Much of this gain arises because workers from some poor countries are several hundred percent more productive when they move to richer countries. But that’s not the same as saying that most of the gains “go to the migrants”.

To see why, imagine your reaction if I told you that the United States and the global economy are vastly more productive and prosperous today than they would have been if there had been no immigration to the United States since 1900. Then imagine that I added: “but most of those gains went to the immigrants”.

If I said such a thing you would be right to be puzzled. First, many of those immigrants aren’t alive anymore, but their immigration caused their non-immigrant descendants to be in the United States, adding more value than if they’d grown up and worked elsewhere. That gain is included in the estimates of the economic gains caused by migration. Roughly one quarter of the U.S. population has an immigrant grandparent, including me. And much more than that have an immigrant great-grandparent or great-great grandparent—probably including you, if you live in the United States. In other words, the gains I discuss are the gains to all people caused to be one place rather than another, by an original act of migration. Before long, the majority of people directly caused to have higher productivity by migration are not, themselves, migrants. Soon, “they” are “we”.

Second, even if we could somehow cordon off those descendants, we would be mistaken to measure their gains in isolation. It would be like saying that the economic gains from the immigration of Google founder Sergei Brin are limited to the increase in living standards experienced by Brin himself and his son. All immigrants and their descendants interact economically with non-migrants. Brin helped create a company—and, in part, an industry—that employs large numbers of non-migrants. Every dollar that all those people spend has an “economic multiplier”: their spending raising earnings and job prospects for people who produce the thing purchased, and when those people spend their incomes… so on, ad infinitum. Moreover, apart from stars like Brin, lower-skill workers convey a range of economic benefits to non-immigrant workers, including lower their cost of living, raise female labor force participation (see this and this), and raise the productivity of investments in new business. All of those effects, too, are included in any proper accounting of the gains to migration.

Third, and most obviously, many migrants send large fractions of their income back to the countries they came from. These flows sustain major portions of all the economic activity happening in Ecuador, the Philippines, and Kazakhstan. Dean Yang has a nice review of the latest research on those flows and their huge impacts on development.

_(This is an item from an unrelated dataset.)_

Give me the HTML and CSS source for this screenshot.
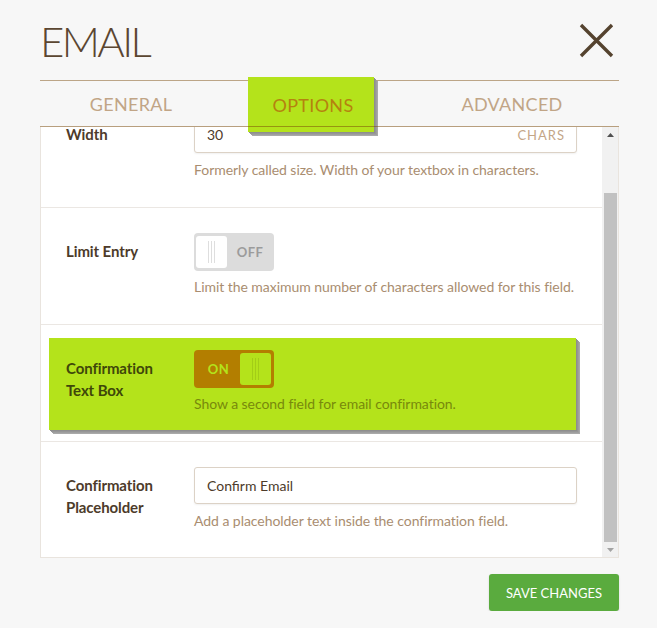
FILE: index.html
```html
<!DOCTYPE html>
<html lang="en">
<head>
<meta charset="utf-8">
<title>Email field options</title>
<link rel="stylesheet" href="styles.css">
</head>
<body>
<div class="modal">
  <header class="head">
    <h1 class="title">EMAIL</h1>
    <button class="close" aria-label="Close">
      <svg width="35" height="35" viewBox="0 0 35 35"><path d="M2 2L33 33M33 2L2 33" stroke="#55432f" stroke-width="3.4" fill="none"/></svg>
    </button>
  </header>
  <nav class="tabs">
    <div class="tab"><span>GENERAL</span></div>
    <div class="tab active"><span>OPTIONS</span></div>
    <div class="tab"><span>ADVANCED</span></div>
  </nav>
  <section class="panel">
    <div class="rows">
      <div class="row first">
        <div class="label">Width</div>
        <div class="field">
          <div class="input"><span>30</span><span class="suffix">CHARS</span></div>
          <p class="desc">Formerly called size. Width of your textbox in characters.</p>
        </div>
      </div>
      <div class="row">
        <div class="label">Limit Entry</div>
        <div class="field">
          <div class="toggle off">
            <div class="knob"><i></i><i></i><i></i></div>
            <div class="state">OFF</div>
          </div>
          <p class="desc">Limit the maximum number of characters allowed for this field.</p>
        </div>
      </div>
      <div class="row hl">
        <div class="hl-box">
          <div class="label">Confirmation<br>Text Box</div>
          <div class="field">
            <div class="toggle on">
              <div class="state">ON</div>
              <div class="knob"><i></i><i></i><i></i></div>
            </div>
            <p class="desc">Show a second field for email confirmation.</p>
          </div>
        </div>
      </div>
      <div class="row last">
        <div class="label">Confirmation<br>Placeholder</div>
        <div class="field">
          <div class="input"><span>Confirm Email</span></div>
          <p class="desc">Add a placeholder text inside the confirmation field.</p>
        </div>
      </div>
    </div>
    <div class="scrollbar">
      <div class="sb-btn"><svg width="7" height="4" viewBox="0 0 7 4"><path d="M0 4L3.5 0L7 4Z" fill="#505050"/></svg></div>
      <div class="sb-track"><div class="thumb"></div></div>
      <div class="sb-btn"><svg width="7" height="4" viewBox="0 0 7 4"><path d="M0 0L3.5 4L7 0Z" fill="#a3a3a3"/></svg></div>
    </div>
  </section>
  <footer class="foot">
    <button class="save">SAVE CHANGES</button>
  </footer>
</div>
</body>
</html>
```

FILE: styles.css
```css
* { box-sizing: border-box; }
html, body { margin: 0; padding: 0; }
body {
  background: #f7f7f7;
  font-family: Lato, "Liberation Sans", sans-serif;
  color: #4d3b2a;
}
.modal { width: 579px; margin-left: 40px; }

.head {
  height: 81px;
  border-bottom: 1px solid #bca587;
  display: flex;
  justify-content: space-between;
  align-items: flex-start;
  padding-top: 20px;
}
.title {
  margin: 0;
  font-weight: 300;
  font-size: 42px;
  line-height: 42px;
  letter-spacing: -2.6px;
  color: #5b4631;
}
.close {
  margin: 3px 5px 0 0;
  padding: 0;
  border: 0;
  background: none;
  width: 35px;
  height: 35px;
  display: block;
}
.close svg { display: block; }

.tabs {
  position: relative;
  display: grid;
  grid-template-columns: 182px 183px 214px;
  height: 46px;
  padding-bottom: 1px;
}
.tabs::after {
  content: "";
  position: absolute;
  left: 0; right: 0; bottom: 0;
  height: 1px;
  background: rgba(122, 72, 6, 0.5);
  z-index: 3;
}
.tab {
  display: flex;
  justify-content: center;
  align-items: center;
  font-size: 18px;
  color: #c1a586;
  letter-spacing: 0.3px;
}
.tab.active { align-items: stretch; }
.tab.active span {
  position: relative;
  z-index: 2;
  width: 126px;
  margin: -4px 5px -6px 0;
  padding-left: 4px;
  background: #b4e31b;
  color: #b5820f;
  display: flex;
  align-items: center;
  justify-content: center;
  box-shadow: 1px 1px 0 #8e8e8e, 2px 2px 0 #969696, 3px 3px 0 #9f9f9f, 4px 4px 0 #a9a9a9;
}

.panel {
  display: flex;
  height: 431px;
  background: #fff;
  border: 1px solid #e9e4de;
  border-top: 0;
}
.rows { flex: 1; overflow: hidden; }
.row {
  display: flex;
  padding: 25px 25px 28px 25px;
  border-bottom: 1px solid #ebe7e3;
}
.row.first { margin-top: -36px; }
.row.last { border-bottom: 0; }
.label {
  width: 128px;
  flex: none;
  padding-top: 7px;
  font-weight: 700;
  font-size: 15px;
  line-height: 22px;
  letter-spacing: -0.1px;
  color: #4d3b2a;
}
.field { flex: 1; min-width: 0; }
.desc {
  margin: 7px 0 0;
  font-size: 14px;
  line-height: 18px;
  letter-spacing: -0.05px;
  color: #a98d70;
}
.input {
  height: 37px;
  border: 1px solid #dcd2c6;
  border-radius: 3px;
  box-shadow: 0 1px 2px rgba(0, 0, 0, 0.06);
  padding: 0 11px 0 12px;
  display: flex;
  align-items: center;
  justify-content: space-between;
  font-size: 14px;
  color: #4d3b2a;
  background: #fff;
}
.input + .desc { margin-top: 8px; }
.suffix { font-size: 13px; letter-spacing: 1px; color: #c4a687; }

.toggle {
  width: 80px;
  height: 38px;
  border-radius: 4px;
  padding: 3px;
  display: flex;
  font-size: 13px;
  font-weight: 700;
  letter-spacing: 0.5px;
}
.toggle .state { flex: 1; display: flex; align-items: center; justify-content: center; }
.knob {
  width: 31px;
  border-radius: 3px;
  display: flex;
  justify-content: center;
  align-items: center;
  gap: 2px;
}
.knob i { width: 1px; height: 22px; background: #dedede; }
.toggle.off { background: #dcdcdc; color: #9b9b9b; padding-left: 2px; }
.off .state { padding-left: 2px; }
.off .knob { background: #fff; }
.toggle.on { background: #b37e00; color: #b4e31b; }
.on .knob { background: #b4e31b; }
.on .knob i { background: #a3cd17; }

.row.hl { padding: 13px 26px 11px 8px; }
.hl-box {
  flex: 1;
  display: flex;
  padding: 12px 0 17px 17px;
  background: #b4e31b;
  box-shadow: 1px 1px 0 #8e8e8e, 2px 2px 0 #969696, 3px 3px 0 #9f9f9f, 4px 4px 0 #a9a9a9;
}
.hl .label { color: #3f470a; }
.hl .desc { color: #78890c; }

.scrollbar {
  width: 16px;
  flex: none;
  background: #f1f1f1;
  display: flex;
  flex-direction: column;
}
.sb-btn { height: 15px; display: flex; align-items: center; justify-content: center; }
.sb-btn svg { display: block; }
.sb-track { flex: 1; padding: 51px 1px 0 2px; }
.thumb { height: 100%; background: #c1c1c1; }

.foot { display: flex; justify-content: flex-end; padding-top: 16px; }
.save {
  height: 37px;
  width: 130px;
  border: 0;
  border-radius: 3px;
  background: #5aab3e;
  color: #fff;
  font-family: Lato, "Liberation Sans", sans-serif;
  font-size: 13px;
  letter-spacing: 0;
  box-shadow: 0 1px 2px rgba(0, 0, 0, 0.15);
}
```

The research discussed in my paper measures the gains to the world economy, not to specific individuals. And they measure the gains at an unspecified future time, perhaps far off, relative to how the economy would have fared without migration up to that time. Those gains are spread across vast numbers of people. At the very moment a migrant worker gets his or her first paycheck in the destination country, it is right to say that the majority of the gain goes to the migrant. But from that instant onwards, things get much more complicated.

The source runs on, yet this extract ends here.